In fact, the tour was designed to introduce a group of Canadian
native women to Israel, to exchange ideas about women's empowerment,
the alleviation of poverty, microcredit, and other social issues,
and to improve relations between two groups that haven't always got
on especially well - Jews and Canadian natives.
But politics are politics are politics, and this is the Middle East.
A sponsored journey to Israel by a delegation of Canadian First Nations
chiefs two years ago drew criticism from some groups at home, perhaps
partly because that trip seemed eerily reminiscent of a propaganda
campaign carried out two decades ago by Glenn Babb, formerly South
Africa's ambassador in Ottawa.
In 1987, Babb raised Canadian hackles by setting up an
all-expenses-paid tour of his country for a group of First Nations
leaders during the ebb years of apartheid, a ploy to highlight
shortcomings in Canada's treatment of its indigenous people and make
South Africa's racist policies seem less odious by comparison.

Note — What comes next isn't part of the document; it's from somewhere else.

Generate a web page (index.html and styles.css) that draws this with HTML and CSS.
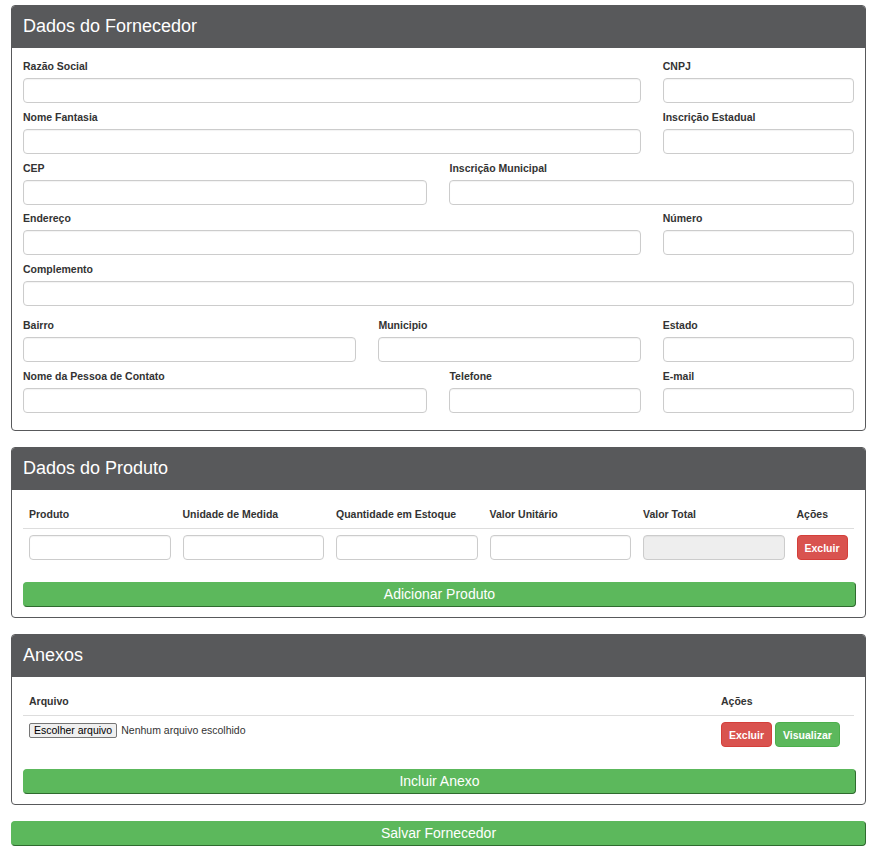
FILE: index.html
```html
<!DOCTYPE html>
<html lang="pt-BR">
<head>
<meta charset="utf-8">
<title>Cadastro de Fornecedor</title>
<link rel="stylesheet" href="styles.css">
</head>
<body>
<div class="page">
  <section class="panel">
    <div class="panel-heading">Dados do Fornecedor</div>
    <div class="panel-body form-grid">
      <div class="field span-9"><label>Razão Social</label><input class="control" type="text"></div>
      <div class="field span-3"><label>CNPJ</label><input class="control" type="text"></div>
      <div class="field span-9"><label>Nome Fantasia</label><input class="control" type="text"></div>
      <div class="field span-3"><label>Inscrição Estadual</label><input class="control" type="text"></div>
      <div class="field span-6"><label>CEP</label><input class="control" type="text"></div>
      <div class="field span-6"><label>Inscrição Municipal</label><input class="control" type="text"></div>
      <div class="field span-9"><label>Endereço</label><input class="control" type="text"></div>
      <div class="field span-3"><label>Número</label><input class="control" type="text"></div>
      <div class="field span-12 field-wide-gap"><label>Complemento</label><input class="control" type="text"></div>
      <div class="field span-5"><label>Bairro</label><input class="control" type="text"></div>
      <div class="field span-4"><label>Municipio</label><input class="control" type="text"></div>
      <div class="field span-3"><label>Estado</label><input class="control" type="text"></div>
      <div class="field span-6"><label>Nome da Pessoa de Contato</label><input class="control" type="text"></div>
      <div class="field span-3"><label>Telefone</label><input class="control" type="text"></div>
      <div class="field span-3"><label>E-mail</label><input class="control" type="text"></div>
    </div>
  </section>

  <section class="panel">
    <div class="panel-heading">Dados do Produto</div>
    <div class="panel-body">
      <table class="data-table products">
        <thead>
          <tr>
            <th class="col-prod">Produto</th>
            <th class="col-prod">Unidade de Medida</th>
            <th class="col-prod">Quantidade em Estoque</th>
            <th class="col-prod">Valor Unitário</th>
            <th class="col-prod">Valor Total</th>
            <th>Ações</th>
          </tr>
        </thead>
        <tbody>
          <tr>
            <td><input class="control" type="text"></td>
            <td><input class="control" type="text"></td>
            <td><input class="control" type="text"></td>
            <td><input class="control" type="text"></td>
            <td><input class="control" type="text" disabled></td>
            <td><button class="btn btn-danger" type="button">Excluir</button></td>
          </tr>
        </tbody>
      </table>
      <button class="btn-block" type="button">Adicionar Produto</button>
    </div>
  </section>

  <section class="panel">
    <div class="panel-heading">Anexos</div>
    <div class="panel-body">
      <table class="data-table attachments">
        <thead>
          <tr>
            <th class="col-file">Arquivo</th>
            <th>Ações</th>
          </tr>
        </thead>
        <tbody>
          <tr>
            <td>
              <div class="file-input">
                <span class="file-btn">Escolher arquivo</span>
                <span class="file-name">Nenhum arquivo escolhido</span>
              </div>
            </td>
            <td>
              <div class="actions">
                <button class="btn btn-danger" type="button">Excluir</button>
                <button class="btn btn-success" type="button">Visualizar</button>
              </div>
            </td>
          </tr>
        </tbody>
      </table>
      <button class="btn-block" type="button">Incluir Anexo</button>
    </div>
  </section>

  <button class="btn-block btn-save" type="button">Salvar Fornecedor</button>
</div>
</body>
</html>
```

FILE: styles.css
```css
* {
  box-sizing: border-box;
}

html, body {
  margin: 0;
  padding: 0;
  background: #ffffff;
}

body {
  font-family: "Liberation Sans", Arial, Helvetica, sans-serif;
  color: #333333;
  font-size: 12px;
}

.page {
  width: 855px;
  margin: 0 0 0 11px;
  padding: 5px 0 16px;
  display: flex;
  flex-direction: column;
  gap: 16px;
}

.panel {
  border: 1px solid #58595b;
  border-radius: 4px;
  background: #ffffff;
  overflow: hidden;
}

.panel-heading {
  background: #58595b;
  color: #ffffff;
  font-size: 18px;
  height: 42px;
  line-height: 41px;
  padding: 0 11px;
}

.panel-body {
  padding: 10px 11px 10px;
}

/* Supplier form grid */
.form-grid {
  display: grid;
  grid-template-columns: repeat(12, 1fr);
  column-gap: 22px;
  padding-top: 11px;
  padding-bottom: 11px;
}

.field {
  display: flex;
  flex-direction: column;
  margin-bottom: 6.75px;
}

.field-wide-gap {
  margin-bottom: 11.75px;
}

.field label {
  font-size: 10.5px;
  font-weight: bold;
  line-height: 15px;
  margin-bottom: 4px;
  color: #333333;
}

.span-3 { grid-column: span 3; }
.span-4 { grid-column: span 4; }
.span-5 { grid-column: span 5; }
.span-6 { grid-column: span 6; }
.span-9 { grid-column: span 9; }
.span-12 { grid-column: span 12; }

.control {
  display: block;
  width: 100%;
  height: 25px;
  border: 1px solid #cccccc;
  border-radius: 4px;
  background: #ffffff;
  padding: 2px 6px;
  font-family: inherit;
  font-size: 12px;
  box-shadow: inset 0 1px 1px rgba(0, 0, 0, 0.05);
}

.control:disabled {
  background: #eeeeee;
}

/* Tables */
.data-table {
  width: 100%;
  border-collapse: collapse;
  table-layout: fixed;
}

.data-table th {
  text-align: left;
  font-size: 10.5px;
  font-weight: bold;
  line-height: 14px;
  padding: 7px 6px 7px;
  border-bottom: 1px solid #dddddd;
  color: #333333;
}

.data-table td {
  padding: 6px 6px 6px;
  vertical-align: top;
}

.products .col-prod {
  width: 153.5px;
}

.attachments .col-file {
  width: 692px;
}

.btn {
  height: 25px;
  padding: 0 7px;
  font-family: inherit;
  font-size: 10.5px;
  font-weight: bold;
  color: #ffffff;
  border-radius: 4px;
  border: 1px solid transparent;
  cursor: pointer;
}

.btn-danger {
  background: #d9534f;
  border-color: #d43f3a;
}

.btn-success {
  background: #5cb85c;
  border-color: #4cae4c;
}

.actions {
  display: flex;
  gap: 3px;
}

.file-input {
  display: flex;
  align-items: center;
  gap: 4px;
  margin-top: 1px;
  font-size: 10.5px;
  line-height: 13px;
}

.file-btn {
  display: inline-block;
  padding: 0 4px;
  border: 1px solid #767676;
  border-radius: 2px;
  background: #efefef;
  color: #000000;
}

.file-name {
  color: #333333;
}

.btn-block {
  display: block;
  width: calc(100% + 2px);
  height: 25px;
  margin-top: 16px;
  padding: 0 0 2px;
  background: #5cb85c;
  color: #ffffff;
  font-family: inherit;
  font-size: 14px;
  border: 1px solid #5cb85c;
  border-right-color: #2f6b2f;
  border-bottom-color: #2f6b2f;
  border-radius: 4px;
  cursor: pointer;
}

.btn-save {
  width: 100%;
  margin-top: 0;
}
```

Organized by the Canadian Jewish Congress and financed by Larry
Tanenbaum, chair of Maple Leaf Sports and Entertainment, this year's
Israel trip by First Nations women seems to have had a more benign
cast. But the project undoubtedly included a propaganda component of
its own.
For one thing, the Canadian women did not visit the Palestinian
territories - an omission that some in Canada may find troubling.
Bernie Farber, the CJC's chief executive officer, said the First
Nations tour is part of a more general effort by Canadian Jews to
build bridges to other groups in Canada that have suffered a history of
discrimination and attempted genocide, a group that includes Armenian
Canadians, as well as members of Canada's small communities of Roma
people, Rwandan Tutsis, and Darfurians.
Relations between Jews and native Canadians have not traditionally
been close and have at times been downright acrimonious, as when
former aboriginal leader David Ahenakew let loose a now infamous
anti-Semitic outburst several years ago.
Ahenakew's slurs were regarded as particularly shocking because he,
like other First Nations people, must be keenly aware of the suffering
caused by racial or ethnic prejudice - the common ground that Farber
says Canadian Jews are hoping to build on now.
"We have an understanding of the kind of discrimination the First
Nations people have gone through," said Farber. "We have a lot in
common, although we come from completely different worlds."
The Canadian women on the Israel tour included lawyers, tribal chiefs
and academics.
Some members of the group were drawn to the trip largely out of concern
for Canada's dying native languages. Israelis have reclaimed Hebrew,
an ancient and practically moribund tongue that now serves as the
country's national language. A lot of Canadian natives are keen to
learn from that example.
Others felt a special affinity for Israel's Arab minority, a
disadvantaged group on the margins of political and economic life.
"That was very obvious for us," said Kathleen McHugh, a Siksika
woman from Alberta and chair of the Assembly of First Nations'
women's council. "We recognized that."
The Canadian women had sessions with three Israeli Arab communities
during their trip, all arranged by the Golda Meir International
Training Centre.
Founded in 1961, the centre draws together women and men from all over
the world for educational programs aimed at social and professional
improvement, all offered under the auspices of Israel's international
development agency.
The Canadian women's trip coincided with a separate entrepreneurial
training session that included participants from Latin America,
Africa, and Asia.
Farber says the CJC means to organize more Israel trips for First
Nations people in the future. "One of the root causes of historical
anti-Semitism is that people don't know Jews," he said. "... It's
hard to hate someone you understand."